Los cantantes están brillantemente dirigidos, en cada movimiento y en cada mirada, aportando una gran solvencia a la producción. Es increíble que un argumento sin argumento, unos juegos de salón adinerado, ayuden a conformar una trama tan sólida y perceptible, tan honda. Malin Byström se revela como una condesa perfecta, tanto por su calidad vocal como por sentir el papel hasta el tuétano, un realismo poco habitual para un personaje que se escapa de cualquier arquetipo. 

Christof Fischesser, el bajo que da vida al director de escena La Roche, está majestuoso en su largo monólogo, toda una reflexión sobre el arte y la ópera que no puede pasar desapercibida para el que le guste el género. Pero Norman Reinhardt (el músico Flamand) y André Schuen (el poeta Olivier), también están en su sitio. Hasta los cantantes italianos, que generan una muy oxigenante distensión con una escena ágil que funciona al milímetro. 

"¡No hay engaño! El teatro nos descubre la misteriosa realidad.

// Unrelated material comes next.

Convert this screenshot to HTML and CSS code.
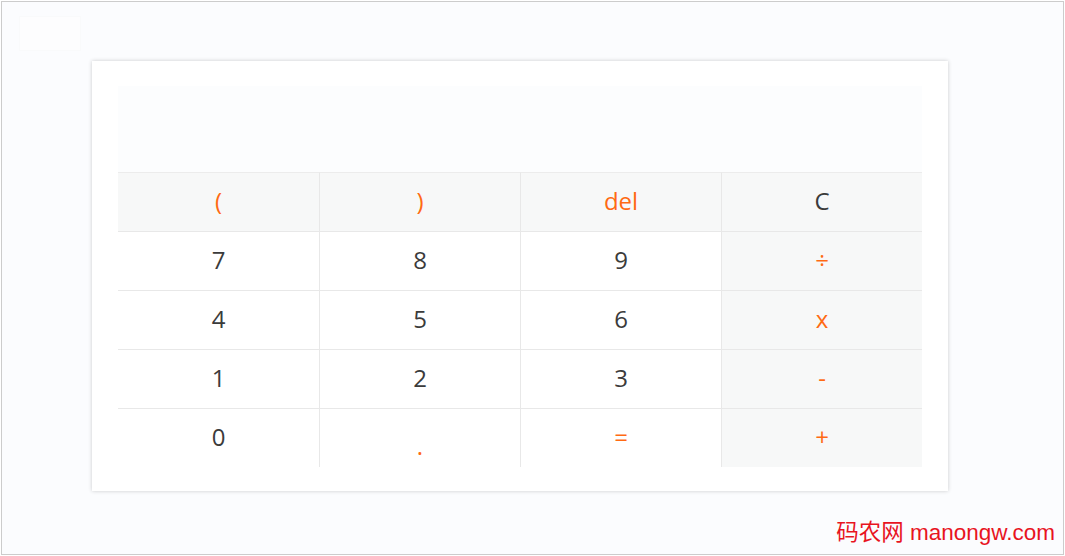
FILE: index.html
```html
<!DOCTYPE html>
<html lang="zh">
<head>
<meta charset="utf-8">
<title>Calculator</title>
<link rel="stylesheet" href="styles.css">
</head>
<body>
<div class="page">
  <div class="logo-box"></div>
  <div class="card">
    <div class="display"></div>
    <div class="keys">
      <div class="key fn op">(</div>
      <div class="key fn op">)</div>
      <div class="key fn op">del</div>
      <div class="key fn side">C</div>
      <div class="key">7</div>
      <div class="key">8</div>
      <div class="key">9</div>
      <div class="key side op">÷</div>
      <div class="key">4</div>
      <div class="key">5</div>
      <div class="key">6</div>
      <div class="key side op">x</div>
      <div class="key">1</div>
      <div class="key">2</div>
      <div class="key">3</div>
      <div class="key side op">-</div>
      <div class="key">0</div>
      <div class="key op dot">.</div>
      <div class="key op">=</div>
      <div class="key side op">+</div>
    </div>
  </div>
  <div class="watermark">码农网 manongw.com</div>
</div>
</body>
</html>
```
FILE: styles.css
```css
html, body {
  margin: 0;
  padding: 0;
  background: #ffffff;
}
body {
  width: 1065px;
  height: 556px;
  overflow: hidden;
}
.page {
  position: relative;
  box-sizing: border-box;
  margin: 1px;
  width: 1063px;
  height: 554px;
  border: 1px solid #cccccc;
  background: #fbfcfe;
  padding: 59px 0 0 90px;
  font-family: "Open Sans", "Noto Sans", sans-serif;
}
.logo-box {
  position: absolute;
  left: 17px;
  top: 14px;
  width: 62px;
  height: 35px;
  background: #fdfdfe;
  border: 1px solid #f9fafb;
  box-sizing: border-box;
}
.card {
  width: 856px;
  height: 430px;
  box-sizing: border-box;
  background: #ffffff;
  padding: 25px 26px 24px 26px;
  box-shadow: 0 0 4px rgba(0, 0, 0, 0.2);
}
.display {
  height: 86px;
  background: #fcfdfe;
}
.keys {
  display: grid;
  grid-template-columns: repeat(4, 201px);
  grid-auto-rows: 59px;
}
.key {
  display: flex;
  align-items: center;
  justify-content: center;
  border-top: 1px solid #e8e8e8;
  border-left: 1px solid #e8e8e8;
  font-size: 24px;
  color: #3b3b3b;
  padding-bottom: 3px;
  box-sizing: border-box;
}
.key:nth-child(4n+1) {
  border-left: none;
}
.key:nth-child(-n+4) {
  border-top-color: #ececec;
}
.fn, .side {
  background: #f7f8f8;
}
.op {
  color: #ff6a13;
}
.dot {
  padding-top: 14px;
  padding-bottom: 0;
}
.watermark {
  position: absolute;
  right: 8px;
  bottom: 9px;
  color: #e8141e;
  font-family: "Liberation Sans", "Noto Sans CJK SC", sans-serif;
  font-size: 22.5px;
  line-height: 24px;
}
```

Nos vemos reflejados en su espejo mágico. ¡El teatro es la conmovedora imagen de la vida!", dice la condesa. Se puede programar Capriccio y que salga mal. El riesgo es evidente. El Real ha decidido colocar este intrigante testamento de Strauss, ya mayor cuando la escribió, al final de la temporada como parte de sus conmemoraciones por el 200 aniversario de la institución. Tampoco aquí hay nada al azar.

Pero este Capriccio difícilmente podría salir mejor, como un homenaje al género, una exquisitez al servicio de cualquier paladar interesado que nadie esperaba encontrar en el Real. No sólo se trata de una extraña y feliz sorpresa sino un éxito indudable de sus responsables, presentado casi como quien tira (o se le cae) un papel al suelo. Claramente, no hay nada mejor que hacer que buscar dos horas y media de ópera en un Madrid que, ochenta años después, también sigue siendo bombardeado a su manera.